Coronavirus outbreak paralyses airport in China

AFP/NOEL CELIS - Security personnel check the temperature of arriving passengers at Shanghai Pudong International Airport, Feb. 4, 2020

A year and a half after the first case of coronavirus was reported in China on 31 December 2019, the Asian country is still experiencing the ravages of COVID-19. China, which, by imposing one of the harshest containments at the beginning of the pandemic, managed to control the transmission of the virus and become one of the countries that had best curbed the spread of the virus, is still unable to completely eliminate the coronavirus.

Moreover, the Asian giant continues to restrict the arrival of foreigners at its borders and sets very demanding security parameters for border crossings. Despite all the trouble the Chinese government has taken to prevent further outbreaks associated with COVID-19, Nanjing Lukou International Airport has had to cancel flights due to a coronavirus outbreak.

Seventeen workers at the airport in Nanjing, capital of the eastern Chinese province of Jiangsu, have tested positive for COVID-19, leading to massive flight cancellations and delays. As a result of this outbreak, the local authorities have carried out a mass screening of the local population.

Finally, the Global Times has learned that four residential communities and villages near the airport have been upgraded to medium-risk zones, and streets affected by the epidemic near the airport have been sealed off.

According to a government statement, nine of the cases involved airport cleaners, who were detected during regular testing of staff working at the airport.

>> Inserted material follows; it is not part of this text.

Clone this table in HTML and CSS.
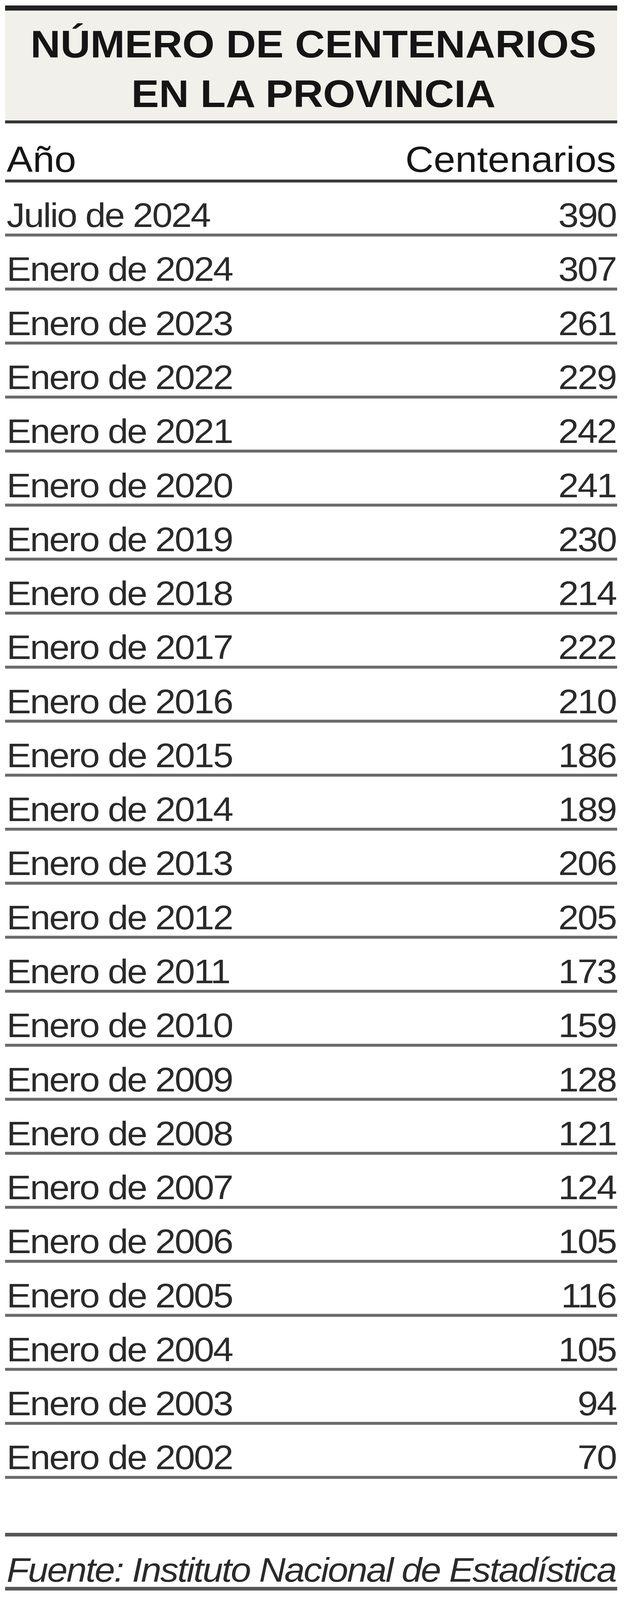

As a result, around 700 inbound and outbound flights were affected.

Health measures will also be tightened. The airport itself has announced that all passengers must have a PCR certificate with negative results within 48 hours of leaving or entering Nanjing, and temperature controls will be tightened. China has boasted that it is one of the few countries that has managed to reduce the incidence of the virus to a minimum and has been able to restore much of the life we knew before the pandemic.

The blockade of Nanjing Lukou International Airport shows that the virus knows no borders or restrictions and refuses to go away.